Le basi su cui possono ritrovarsi le forze centriste e di destra europee sono l’adesione all’atlantismo e il totale rigetto dell’agenda green. No al putinismo e no al gretinismo, come ha sintetizzato Musso pochi giorni fa su Atlantico Quotidiano. L’abbandono del putinismo ha significato la separazione delle economie europee dalla Russia. L’abbandono del gretinismo dovrà significare la separazione delle economie europee dalla Cina.
Il forte depotenziamento dell’europeismo nell’accordo di governo olandese significa togliere potere allo strumento che più ha contribuito ai due precedenti errori franco-tedeschi di radicarsi e maturare i propri frutti avvelenati.
Un accordo di governo, quello olandese, al quale dovrebbe guardare anche il governo Meloni per rilanciare la sua agenda, asfittica, involuta e troppo timida in particolare nel contrastare le politiche climatiste.

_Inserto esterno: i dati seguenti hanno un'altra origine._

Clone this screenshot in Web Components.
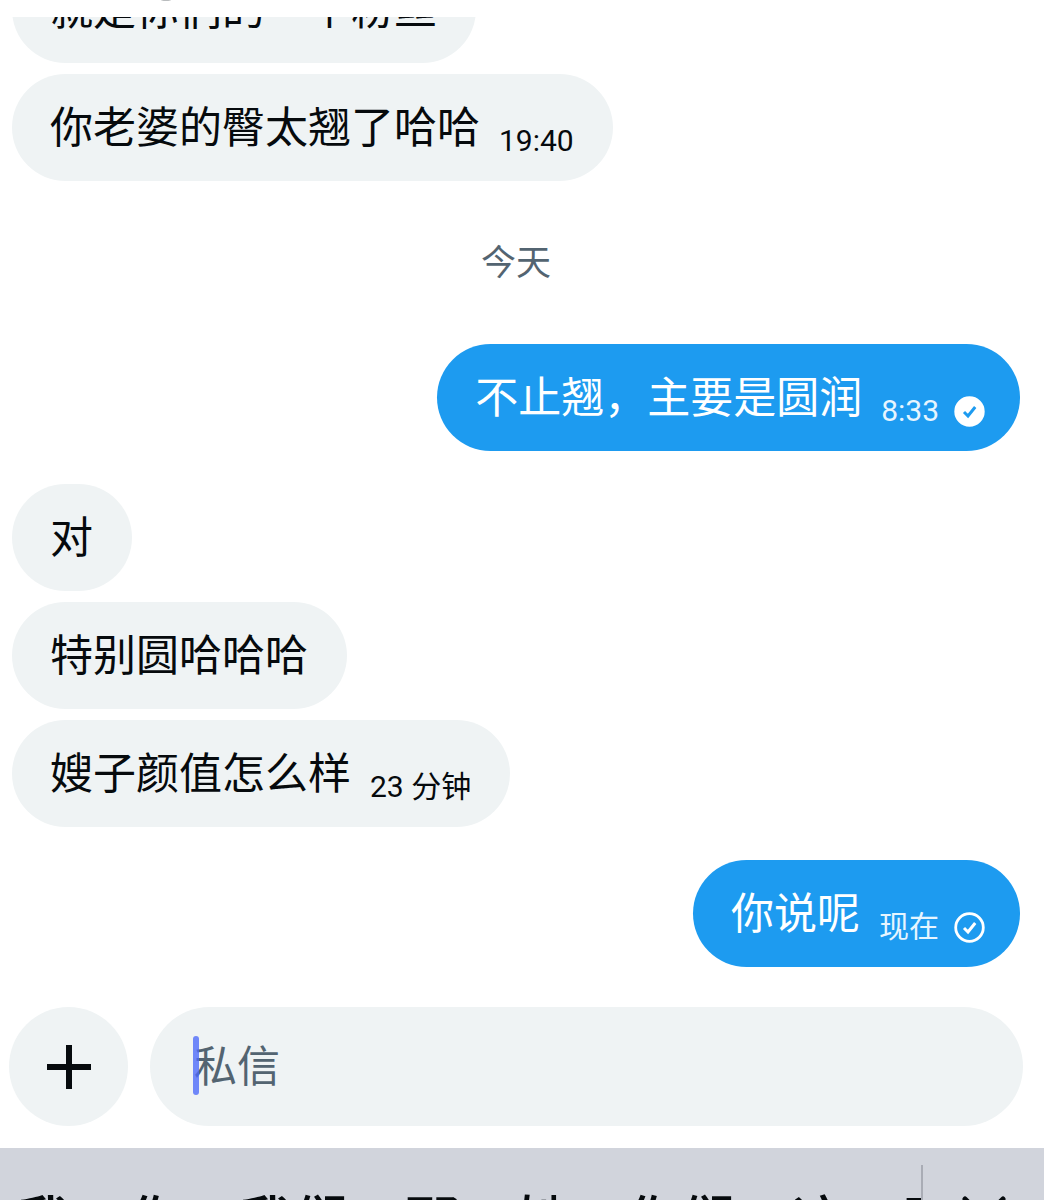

Ecco alcuni punti del programma di governo siglato da Wilders e soci: via libera al cd “consumo del suolo” (100.000 nuove abitazioni l’anno, niente nuove tasse sulle abitazioni, etc); di nuovo 130km/h in autostrada; cancellazione dell’obbligo di ridurre i capi di bestiame; ritorno dei cd sussidi inquinanti (sconti al diesel agricolo); tagli al “fondo climatico” nazionale; 4 nuove centrali nucleari; nuovi campi gasieri in alto mare; niente nuove turbine eoliche su terra e limiti a quelle per mare; taglio ai sussidi alle cd “energie verdi”; cancellazione degli sconti in fattura ai proprietari di pannelli solari; cancellazione dei sussidi alle auto elettriche; cancellazione dell’obbligo di sostituire le caldaie a gas con pompe di calore.